OptiX 7 has no knowledge of multiple devices!
That’s finally completely under the developer’s control and happens all inside the CUDA host code of your application.
Means you normally create a CUDA context per device, and an OptiX context per CUDA context and these are completely independent from OptiX’ point of view. Everything which should happen between boards is pure CUDA code.
If you do exactly the same OptiX API calls on both contexts, there will be different kernels for the heterogeneous devices, acceleration structures will be different (incompatilble, cannot be relocated from one to the other device in this case), and probably some more things.
One of my OptiX 7 examples does that, though that has not been tested with a heterogeneous GPU setup.
The preferred setup for multi-GPU should be same board types and best with NVLINK connection.
I would expect that the only rendering distribution strategies which work with that are obviously the single-GPU one and possibly the multi-GPU zero copy (pinned memory) strategy.
All other rendering distribution strategies implemented there so far require copies between the two devices for final display and I do not know if that works with a heterogeneous GPU setup the way I implemented it.
Link here: https://forums.developer.nvidia.com/t/optix-advanced-samples-on-github/48410/4
That example also contains two methods (one for Windows and one for Windows and Linux) to figure out which device is the primary OpenGL device to make CUDA-OpenGL interop working.
Anyway, when handling these two devices separately you can distribute the work as you like, which esp. in a heterogeneous setup would require to do some load balancing to make sure the slower board doesn’t bottleneck the rendering speed.
Also the denoiser will run differently, as said the RTX will use the Tensor cores, the Pascal obviously not.
Here I would try to run the denoiser only on the faster board on the full image.
That would be simpler than denoising two tiles of the image, one on either board, which requires an overlap area (query with optixDenoiserComputeMemoryResources) between tiles, and then you still need to get the results to the final full image anyway.

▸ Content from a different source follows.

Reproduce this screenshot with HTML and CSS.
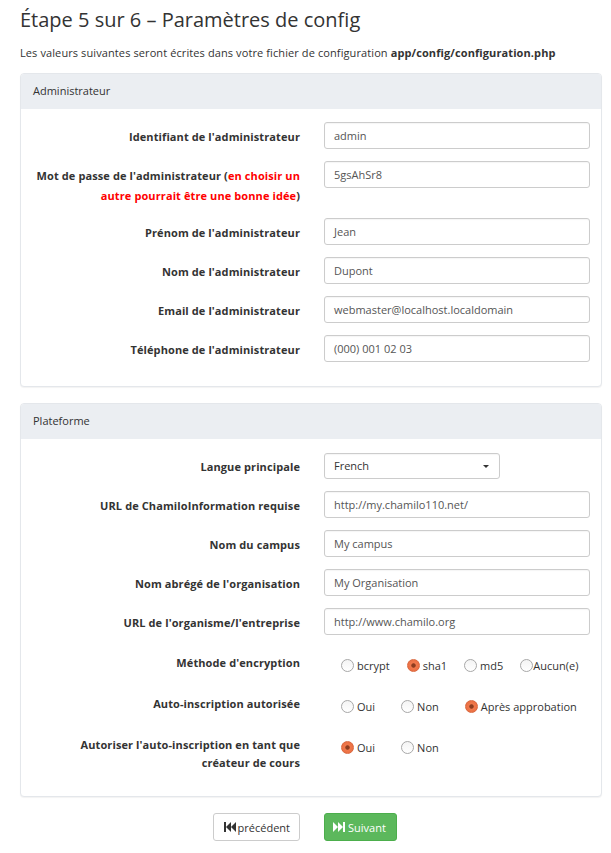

If you’re not actually rendering with OptiX but only want to apply the denoiser, then I would recommend to not use two devices at all, just pick the faster one.

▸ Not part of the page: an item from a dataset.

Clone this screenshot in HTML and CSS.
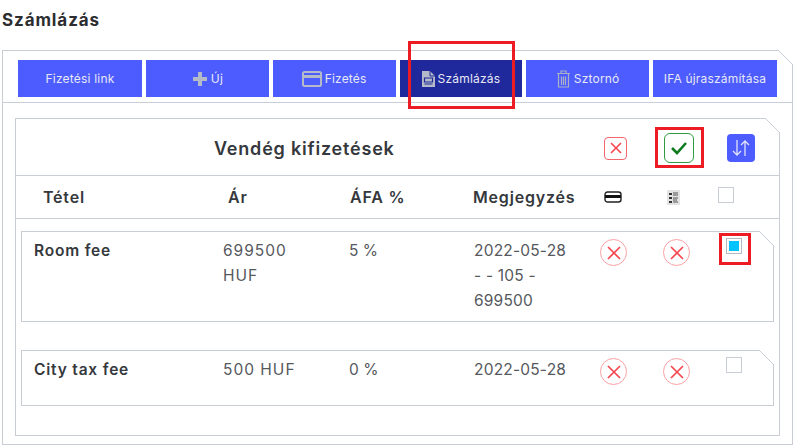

(OptiX 6 would not allow multi-GPU on your configuration. It will pick all GPUs with the highest compatible SM versions, which would be the RTX board in your setup. It’s also either all boards with RT cores or none.)

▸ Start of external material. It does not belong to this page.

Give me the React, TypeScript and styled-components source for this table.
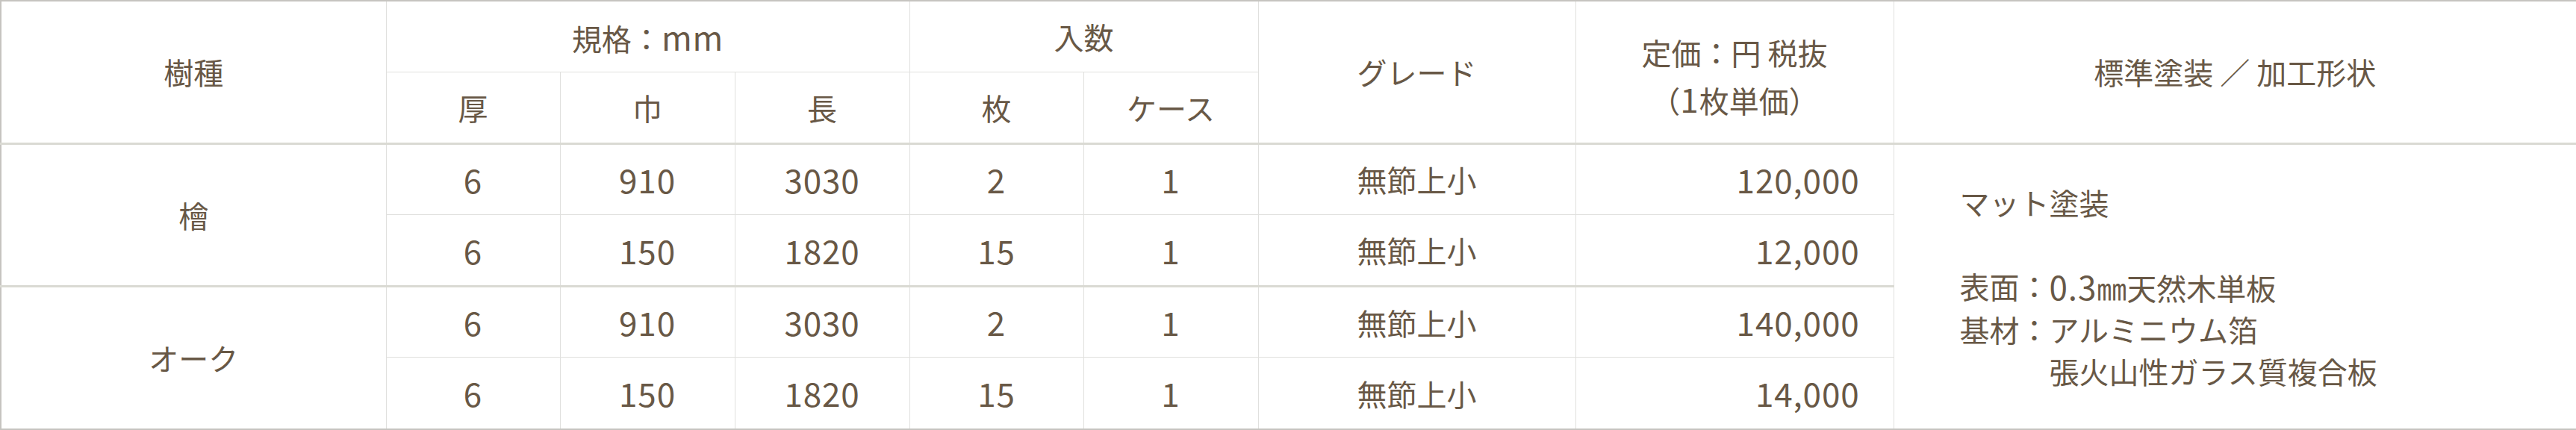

Thank you for this detailed reply. I didn’t realize this was made possible in Optix 7. That’s great!
I’ll try your Optix 7 example to see how that works in a heterogeneous GPU setup. The ideal use case would be that the boards would be the same architecture and model, and could communicate over NVlink, but I would like the flexibility to not require that, even if it does require more complexity in the code and some potential loss of performance.
Choosing the right rendering distribution approach will require some exploration and experimentation particularly with respect to memory and copies. For load balancing I was thinking to keep it simple with subdividing tiles for the slower GPUs. The subdivided tiles may be smaller than optimal, but it would avoid idle while waiting for the slower GPUs to finish.
For the denoiser, I’m not too concerned. It’s fast enough that I would probably just go with the fastest card doing the entire image. An alternative would be to have the fastest GPU denoise each tile as it is completed before composition.
My multi-GPU OptiX 7 example is currently implemented to work with all GPUs on a single frame. It evenly distributes the work in a checkerboard pattern to the devices.
You could also distribute full alternate frames. Internally I have a strategy which renders all samples per pixel per tile (final frame bucket rendering). Both these would better be implemented with a multi-threaded work queue to automatically load-balance work distribution on a heterogeneous GPU setup.
So far my examples are all single threaded, also because my development system has a dual Quadro RTX6000 NVLINK setup.
Have a look into the Raytracing Gems: https://www.realtimerendering.com/raytracinggems/
Chapter 2.10 contains a load balancing scheme with weighting of GPU performance. I haven’t used that so far.
The OptiX 7 denoiser will only take a few milliseconds on a FullHD image an a board with Tensor cores. Tiling will always be more complicated.
It got much faster since the initial versions. If you’re under Windows use at least 442.50 drivers for better quality.
You cannot denoise tiles individually without having the adjacent border pixels around it available or you’ll get seams. That border size needs to be queried with optixDenoiserComputeMemoryResources() and currently says you need 64 pixels overlap.
So let’s say you have 64x64 tiles then you need a maximum of eight tiles around the center tile you want to denoise. Trust me, use it on full frames.